Campus Blog: Emotional Tugs and Tiaras

Class, work, meetings, bed. Repeat.

My name is Eudora Linde and I am a college senior. I’m trying to pack as much as I can into my senior year before entering the “real world” while still maintaining my grades, being a positive leader with club involvement, holding a job as a waitress and keeping some sort of social life in my final weeks at Shippensburg University.

I am one of the most awful handlers of saying goodbye. 

If it’s someone who I care a lot about, I’ll stress about what things will be like without them constantly in my life, and sometimes will even end up in tears over the situation.

I don’t know what happened to me earlier in my life that led to how things are now, but I’ve reacted in much the same way to similar situations since high school.

After my tears have stopped, however, and once my life has somewhat gone back to normal, there is nothing sweeter than unexpected visits with those people. It makes all the trauma of saying goodbye worth it, even if the reunion is just a few hours long.

This weekend at Shippensburg was Homecoming. As I was elected onto Homecoming Court, I had a variety of activities I had to participate in, including a pre-game pep rally Friday night and a halftime ceremony at the Homecoming football game Saturday morning.

And the weather for all of it was awful.

When I agreed to run for Homecoming Court, I did not anticipate spending three hours outside in rainy February-like weather.

And while I made it onto Homecoming Court, I did not win Queen. All that time spent outside in an illness-inducing environment was all for a tiara (which all the girls on court received), a bouquet, and what seemed like hundreds of photo opportunities.

All of that really didn’t matter though – beyond being excited to just be on Homecoming Court, I was thrilled that my friends who had graduated were coming back to Shippensburg for the weekend.

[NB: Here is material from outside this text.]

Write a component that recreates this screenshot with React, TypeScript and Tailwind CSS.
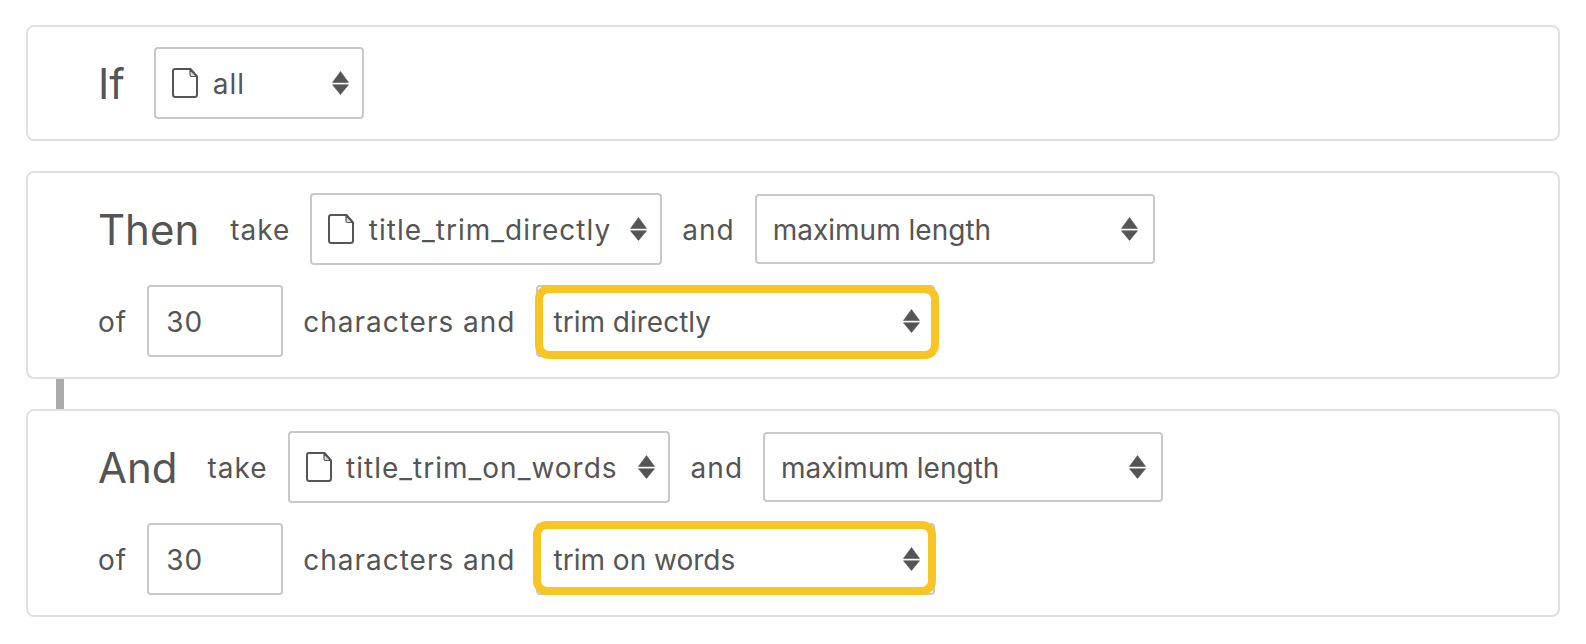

Phi Sigma Pi (a co-ed honors fraternity that I’m in) had about 20 seniors graduate this past May, and a large number of them came back for the weekend. I was very close, in particular, with three of them – my two bigs (a big is someone who guides a prospective member through the rushing/pledging process) and a third member who was there for me so much through college that she might as well have been one of my bigs.

When Heather, Bridget and Cassie graduated, I was beside myself. I spent more time in their houses last year than I probably did in my own. I ate meals with them, had sleepovers, went on road-trips, got into relatively harmless spots of trouble and thoroughly felt ALIVE when I was with them.

When they left Shippensburg, I felt like I was saying goodbye to sisters who had known me my whole life. I didn’t know when we would all be together again, and it devastated me.

This weekend, however, was a reminder to me that saying goodbye is not always permanent. I was a little sad to see the three of them leave, but it rejuvenated me, and definitely set this weekend apart from the others thus far this semester.

It also reminded me how strong a bond of love can be. I know better now than I did last May that just because I can’t reach out and physically touch someone doesn’t mean that I can’t get to them through a phone or email message. The four of us picked right back up where we had left off - it was like things had never changed.

It reminded me that love is a lasting thing, and that it will take a lot more than a few hundred miles to separate people that I now know will be close as long as we are all able to be.